The input test file will contain multiple cases. Each test case begins with a single line containing an integer R, the maximum effective range of all palantirs (where 0 ≤ R ≤ 1000), and an integer n, the number of troops in Saruman’s army (where 1 ≤ n ≤ 1000). The next line contains n integers, indicating the positions x1, …, xn of each troop (where 0 ≤ xi ≤ 1000). The end-of-file is marked by a test case with R = n= −1.

Output

For each test case, print a single integer indicating the minimum number of palantirs needed.

Sample Input

0 3
10 20 20
10 7
70 30 1 7 15 20 50
-1 -1

Sample Output
2
4

题意：在一条直线上，有n个点。从这n个点中选择若干个，给他们加上标记。对于每一个点，其距离为R以内的区域里必须有一个被标记的点。
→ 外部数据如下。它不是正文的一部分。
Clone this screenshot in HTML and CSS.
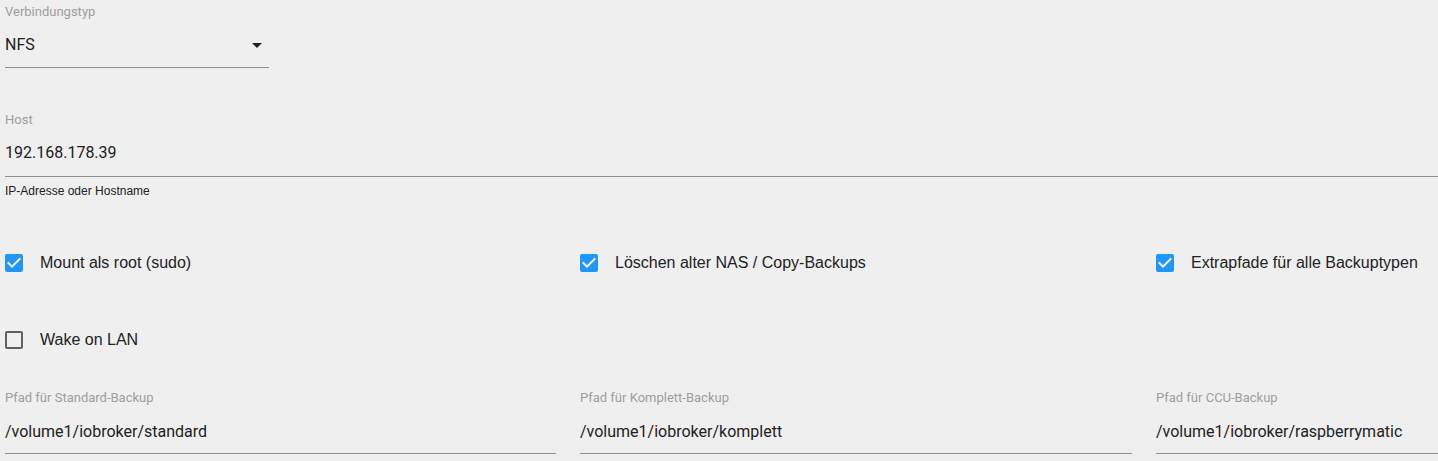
FILE: index.html
```html
<!DOCTYPE html>
<html lang="de">
<head>
    <meta charset="UTF-8">
    <meta name="viewport" content="width=device-width, initial-scale=1.0">
    <title>Backup Einstellungen</title>
    <link rel="stylesheet" href="styles.css">
</head>
<body>
    <div class="settings">
        <div class="field select-field">
            <div class="field-label">Verbindungstyp</div>
            <div class="field-input">
                <span>NFS</span>
                <svg class="arrow" viewBox="0 0 24 24" width="24" height="24"><path d="M7 10l5 5 5-5z"/></svg>
            </div>
        </div>

        <div class="field host-field">
            <div class="field-label">Host</div>
            <div class="field-input">192.168.178.39</div>
        </div>
        <div class="helper">IP-Adresse oder Hostname</div>

        <div class="grid check-row">
            <label class="check">
                <svg class="box checked" viewBox="0 0 24 24" width="24" height="24"><path d="M19 3H5c-1.11 0-2 .9-2 2v14c0 1.1.89 2 2 2h14c1.11 0 2-.9 2-2V5c0-1.1-.89-2-2-2zm-9 14l-5-5 1.41-1.41L10 14.17l7.59-7.59L19 8l-9 9z"/></svg>
                <span>Mount als root (sudo)</span>
            </label>
            <label class="check">
                <svg class="box checked" viewBox="0 0 24 24" width="24" height="24"><path d="M19 3H5c-1.11 0-2 .9-2 2v14c0 1.1.89 2 2 2h14c1.11 0 2-.9 2-2V5c0-1.1-.89-2-2-2zm-9 14l-5-5 1.41-1.41L10 14.17l7.59-7.59L19 8l-9 9z"/></svg>
                <span>Löschen alter NAS / Copy-Backups</span>
            </label>
            <label class="check">
                <svg class="box checked" viewBox="0 0 24 24" width="24" height="24"><path d="M19 3H5c-1.11 0-2 .9-2 2v14c0 1.1.89 2 2 2h14c1.11 0 2-.9 2-2V5c0-1.1-.89-2-2-2zm-9 14l-5-5 1.41-1.41L10 14.17l7.59-7.59L19 8l-9 9z"/></svg>
                <span>Extrapfade für alle Backuptypen</span>
            </label>
        </div>

        <div class="grid check-row second">
            <label class="check">
                <svg class="box" viewBox="0 0 24 24" width="24" height="24"><path d="M19 5v14H5V5h14m0-2H5c-1.1 0-2 .9-2 2v14c0 1.1.9 2 2 2h14c1.1 0 2-.9 2-2V5c0-1.1-.9-2-2-2z"/></svg>
                <span>Wake on LAN</span>
            </label>
        </div>

        <div class="grid paths">
            <div class="field">
                <div class="field-label">Pfad für Standard-Backup</div>
                <div class="field-input">/volume1/iobroker/standard</div>
            </div>
            <div class="field">
                <div class="field-label">Pfad für Komplett-Backup</div>
                <div class="field-input">/volume1/iobroker/komplett</div>
            </div>
            <div class="field">
                <div class="field-label">Pfad für CCU-Backup</div>
                <div class="field-input">/volume1/iobroker/raspberrymatic</div>
            </div>
        </div>
    </div>
</body>
</html>
```

FILE: styles.css
```css
body {
    margin: 0;
    background-color: #efefef;
    color: #212121;
    font-family: Roboto, "Liberation Sans", Arial, sans-serif;
    overflow: hidden;
}

.settings {
    padding: 5px 0 0 5px;
    width: 1720px;
}

.field-label {
    font-size: 13px;
    line-height: 14px;
    color: #9e9e9e;
}

.field-input {
    margin-top: 16px;
    padding-bottom: 13px;
    font-size: 16px;
    line-height: 19px;
    border-bottom: 1px solid #8f8f8f;
}

.select-field {
    width: 264px;
}

.select-field .field-input {
    display: flex;
    align-items: center;
    justify-content: space-between;
    height: 19px;
}

.arrow {
    display: block;
    margin: -3px 0;
    fill: #212121;
}

.host-field {
    margin-top: 45px;
    width: 1440px;
}

.host-field .field-input {
    padding-bottom: 14px;
}

.helper {
    margin-top: 7px;
    font-family: "Liberation Sans", Arial, sans-serif;
    font-size: 12px;
    line-height: 14px;
    color: #212121;
}

.grid {
    display: grid;
    grid-template-columns: 551px 552px 552px;
    column-gap: 24px;
}

.check-row {
    margin-top: 44px;
    height: 42px;
    align-items: center;
}

.check-row.second {
    margin-top: 35px;
}

.check {
    display: flex;
    align-items: center;
    gap: 14px;
    font-family: "Liberation Sans", Arial, sans-serif;
    font-size: 16px;
    color: #222;
}

.box {
    display: block;
    margin-left: -3px;
    fill: #5f5f5f;
}

.box.checked {
    fill: #2196f3;
}

.paths {
    margin-top: 30px;
}

.paths .field-input {
    margin-top: 17px;
    padding-bottom: 12px;
}
```
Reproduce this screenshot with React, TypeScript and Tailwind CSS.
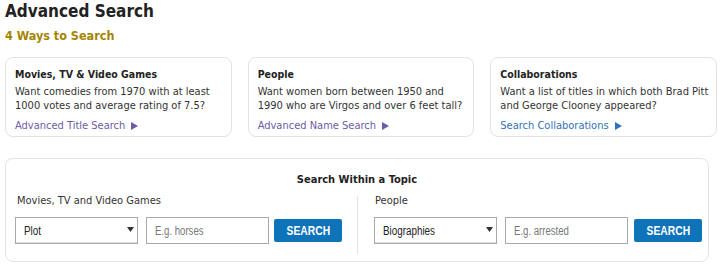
import React from 'react';

const cards = [
  {
    title: 'Movies, TV & Video Games',
    lines: ['Want comedies from 1970 with at least', '1000 votes and average rating of 7.5?'],
    link: 'Advanced Title Search',
    visited: true,
  },
  {
    title: 'People',
    lines: ['Want women born between 1950 and', '1990 who are Virgos and over 6 feet tall?'],
    link: 'Advanced Name Search',
    visited: true,
  },
  {
    title: 'Collaborations',
    lines: ['Want a list of titles in which both Brad Pitt', 'and George Clooney appeared?'],
    link: 'Search Collaborations',
    visited: false,
  },
];

const Arrow = () => (
  <svg width="7" height="8" viewBox="0 0 7 8" className="inline-block ml-[6px] fill-current">
    <path d="M0 0 L7 4 L0 8 Z" />
  </svg>
);

// form controls in the shot use a narrow Arial; squeeze Liberation Sans to match
const SearchRow = ({ option, placeholder, gap }: { option: string; placeholder: string; gap: string }) => (
  <div className="flex items-center font-['Liberation_Sans',Arial,sans-serif] text-[12px]">
    <div className="relative w-[123px] h-[27px] border border-[#a9a9a9] bg-white flex items-center pl-[8px] text-[#222] shadow-[inset_0_-1px_0_#ddd]">
      <span className="inline-block origin-left scale-x-[0.82]">{option}</span>
      <svg width="7" height="5" viewBox="0 0 7 5" className="absolute right-[3px] top-[9px] fill-[#333]">
        <path d="M0 0 H7 L3.5 5 Z" />
      </svg>
    </div>
    <div className="w-[123px] h-[27px] ml-[8px] border border-[#a9a9a9] bg-white flex items-center pl-[8px] text-[#777]">
      <span className="inline-block origin-left scale-x-[0.8]">{placeholder}</span>
    </div>
    <button className={`${gap} w-[68px] h-[23px] bg-[#0f73ba] rounded-[2px] text-white font-bold text-[12px] flex items-center justify-center`}>
      <span className="inline-block scale-x-[0.86]">SEARCH</span>
    </button>
  </div>
);

export default function App() {
  return (
    <div className="w-[723px] h-[269px] bg-white px-[5px] overflow-hidden text-[#333] font-['DejaVu_Sans_Condensed','DejaVu_Sans',sans-serif]">
      <h1 className="text-[17px] leading-[22px] font-bold text-[#222]">Advanced Search</h1>
      <h2 className="text-[12.5px] leading-[16px] font-bold text-[#a58500] mt-[6px]">4 Ways to Search</h2>

      <div className="grid grid-cols-3 gap-[16px] mt-[13px] w-[712px]">
        {cards.map(c => (
          <div key={c.title} className="h-[80px] border border-[#e3e3e3] rounded-[8px] pt-[8px] pl-[9px]">
            <div className="text-[10.5px] leading-[16px] font-bold text-[#222]">{c.title}</div>
            <div className="mt-[3px] text-[11px] leading-[14px] text-[#333]">
              {c.lines.map(l => (
                <div key={l}>{l}</div>
              ))}
            </div>
            <div
              className={`mt-[6px] text-[11px] leading-[14px] flex items-center ${
                c.visited ? 'text-[#6e5aa6]' : 'text-[#2f72b8]'
              }`}
            >
              {c.link}
              <Arrow />
            </div>
          </div>
        ))}
      </div>

      <div className="mt-[21px] w-[704px] h-[104px] border border-[#e3e3e3] rounded-[8px] pt-[13px]">
        <div className="text-center text-[11px] leading-[16px] font-bold text-[#222]">Search Within a Topic</div>
        <div className="flex mt-[5px]">
          <div className="w-[351px] pl-[9px] pb-[10px]">
            <div className="text-[11px] leading-[16px] text-[#333] pl-[2px]">Movies, TV and Video Games</div>
            <div className="mt-[8px]">
              <SearchRow option="Plot" placeholder="E.g. horses" gap="ml-[5px]" />
            </div>
          </div>
          <div className="flex-1 border-l border-[#e3e3e3] pl-[16px] mt-[3px] pb-[7px]">
            <div className="text-[11px] leading-[16px] text-[#333] -mt-[3px] pl-[1px]">People</div>
            <div className="mt-[8px]">
              <SearchRow option="Biographies" placeholder="E.g. arrested" gap="ml-[6px]" />
            </div>
          </div>
        </div>
      </div>
    </div>
  );
}
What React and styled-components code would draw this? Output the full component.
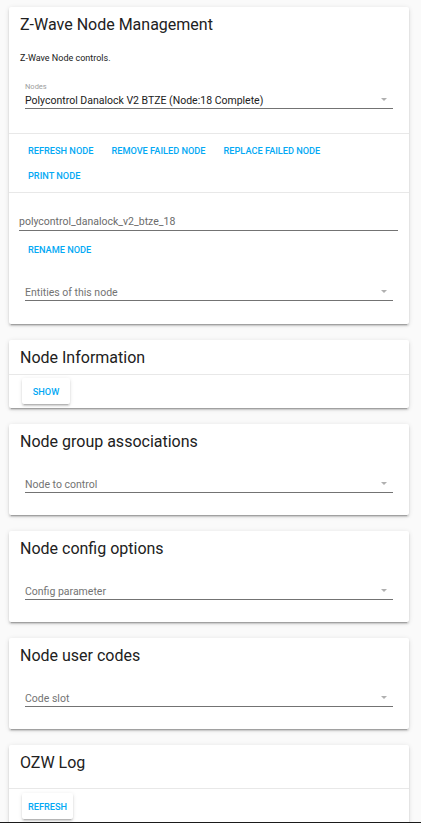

问至少要有多少点被加上标记。

代码：

#include<iostream>
#include<cstdio>
#include<algorithm>
#include<cstring>
#define maxn 1100
using namespace std;
int main()
{
    int army[maxn];
    int r,num_army;
    while(scanf("%d%d",&r,&num_army)!=EOF&&r!=-1)
    {
        for(int i=0;i<num_army;i++)
            scanf("%d",&army[i]);
        sort(army,army+num_army);
        int ans=0;//最终结果
        int st=0;//循环到的序号
        while(st<num_army)
        {
            ans++;
            int i;//所能扩展到的最大长度
            for(i=1;st+i<num_army;i++)//合法范围内
                if(army[st]+r<army[st+i])
                    break;
            st+=i-1;//寻找满足最左侧边界的中间点
            for(i=1;st+i<num_army;i++)//合法范围内
                if(army[st]+r<army[st+i])
                    break;
            st+=i-1;//寻找最右侧边界
            st++;//下一个标记点的最左侧
        }
        printf("%d\n",ans);
    }
    return 0;
}

 

例题五、Fence repair

题目：
农夫约翰为了修理栅栏，要将一块很长的木板分割成N块。准备切成的木板的长度为L1、L2、……、Ln. 未切割木板的长度恰好为切割木板的长度和。每次切断木板时，需要的开销为这块木板的长度。例如，长度为21的木板切割成5、8、8的三块木板。长为21的木板切割成13、8时，开销为21.再将长度为13的木板切割成长度5、8时，开销为13.于是合计开销为34。于是按题目要求将木板切割完，最小的开销是多少？

限制条件：
1<=N<=2000
0<=Li<=5000

输入样例：
3

8 5 8
输出样例：
34
题解：此题可以转化为求最优二叉树（最小权）的问题，那么问题可以转化为最优二叉树的最小权是多少。可以通过计算分支点（内点和树根）之和来计算最小权。

代码：
#include<iostream>
#include<algorithm>
#include<string>
#define maxn 20010
using namespace std;
typedef long long int ll;
int N,a[maxn];
ll solve()
{
    ll ans=0;
    int minn,minn2;
    while(N>1)
    {
        sort(a,a+N,greater<int>());
        minn=a[N-1];
        minn2=a[N-2];
        int k=minn+minn2;
        ans+=k;
        a[N-2]=k;
        N--;
    }
    return ans;
}
int main()
{
    while(cin>>N&&N)
    {
        for(int i=0;i<N;i++)
            cin>>a[i];
        ll ans=solve();
        cout<<ans<<endl;
    }
    return 0;
}